Premier roman de Silvia Avallone, D’acier a fait en Italie un bruit considérable, qui a gagné depuis
les territoires francophones. A juste titre. La romancière empoigne avec force
des personnages qu’elle secoue jusqu’à ce qu’ils demandent grâce, dans un décor
situé à mi-chemin entre le paradis et l’enfer.
Le paradis est visible mais inaccessible : l’île
d’Elbe, autrefois Ilva, repaire de touristes fortunés, est un rêve pour les
habitants de la côte, à dix kilomètres. Les habitants de Piombino n’ont guère
les moyens de s’offrir ce genre de villégiature. La plupart de ceux qui
travaillent vivent en enfer, dans une aciérie où règnent la chaleur et le
bruit. Ils habitent, avec les autres protagonistes du livre, les barres
d’immeubles de la via Stalingrado –
tout un programme. Avec vue sur la mer et sa misérable plage.
Sur cette plage se pavane pourtant toute la jeunesse de la
ville, et parmi elle deux jeunes filles aussi belles que délurées. Anna et
Francesca attirent tous les regards, envieux ou même jaloux chez les femmes,
admiratifs ou concupiscents, parfois les deux, chez les hommes. Elles brillent
dans la grisaille comme des princesses prêtes à régner pour longtemps. Elles
sont prêtes aux sensations fortes que leur proposent les garçons, au risque de
se brûler. Au risque aussi de déclencher la colère des pères.
La première scène, d’ailleurs, montre Enrico, le père de
Francesca, occupé à l’espionner aux jumelles, de son balcon. « Francesca trottinait avec sa copine
Anna sur le sable mouillé, elles se poursuivaient, se touchaient, s’attrapaient
par les cheveux, et lui, là-haut, figé, il transpirait, son cigare toscan à la
main. » Sur bien des plans, Enrico est un personnage ambigu, qui
semble protéger sa fille pour mieux l’emprisonner.
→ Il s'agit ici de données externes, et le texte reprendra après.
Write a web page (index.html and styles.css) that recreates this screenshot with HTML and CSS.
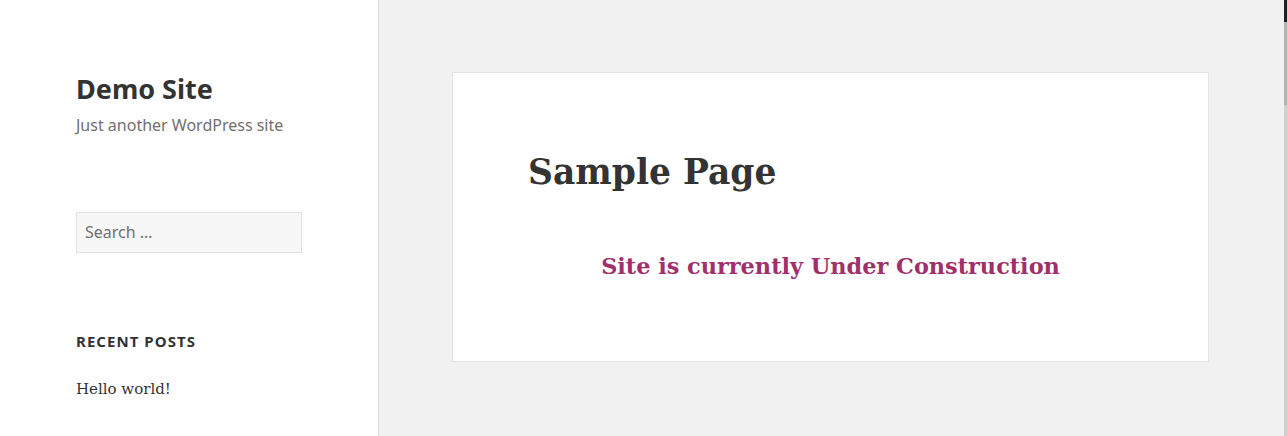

Et qui n’hésite pas à
cogner.
La violence des hommes est une composante de l’atmosphère
qu’elle empuantit autant que les égouts déversant les déchets sur la plage. Le
monde est hostile et offre peu d’espérance. Le père d’Anna a beau tenter de
monter des coups qui le rendront riche et lui permettront de revenir les bras
pleins de cadeaux, les choses ne fonctionnent jamais comme prévu.
Quant aux femmes adultes, leur espoir s’est enfui depuis
longtemps, même si la mère d’Anna se tient droite devant l’adversité et croit
encore aux vertus de la gauche. Celle de Francesca, en revanche, a renoncé même
à faire semblant.
Les deux adolescentes traversent tout cela, et ce qui arrive
à leurs autres proches, comme si rien ne pouvait les atteindre. Minijupes et
talons hauts, seins et culs cambrés, elles jouent avec leur beauté précoce sans
rien offrir de leurs sentiments. Car elles partagent tout, elles sont destinées
à vivre ensemble, à s’accorder et à s’aimer. Bien sûr, un beau mâle viril perturbera
leur harmonie parfaite, la scène de jalousie engendrera une parodie d’amitié –
avec une fille laide, histoire de se réconforter et de faire comme si rien
n’avait d’importance.
D’acier, sous un
titre qui aurait pu être de Zola, est un roman plus nuancé que pourraient le
laisser croire ses lignes de force dessinées ci-dessus. Certaines scènes sont
des moments de pur bonheur, d’autant plus touchants qu’ils surgissent sans
prévenir au milieu d’orages. Silvia Avallone cultive le contraste avec un goût
très sûr, jusque dans les détails : Anna est aussi brune que Francesca est
blonde. Ces deux-là, si présentes, n’empêchent pas de traquer ailleurs les
coins d’ombre et les éclats de lumière.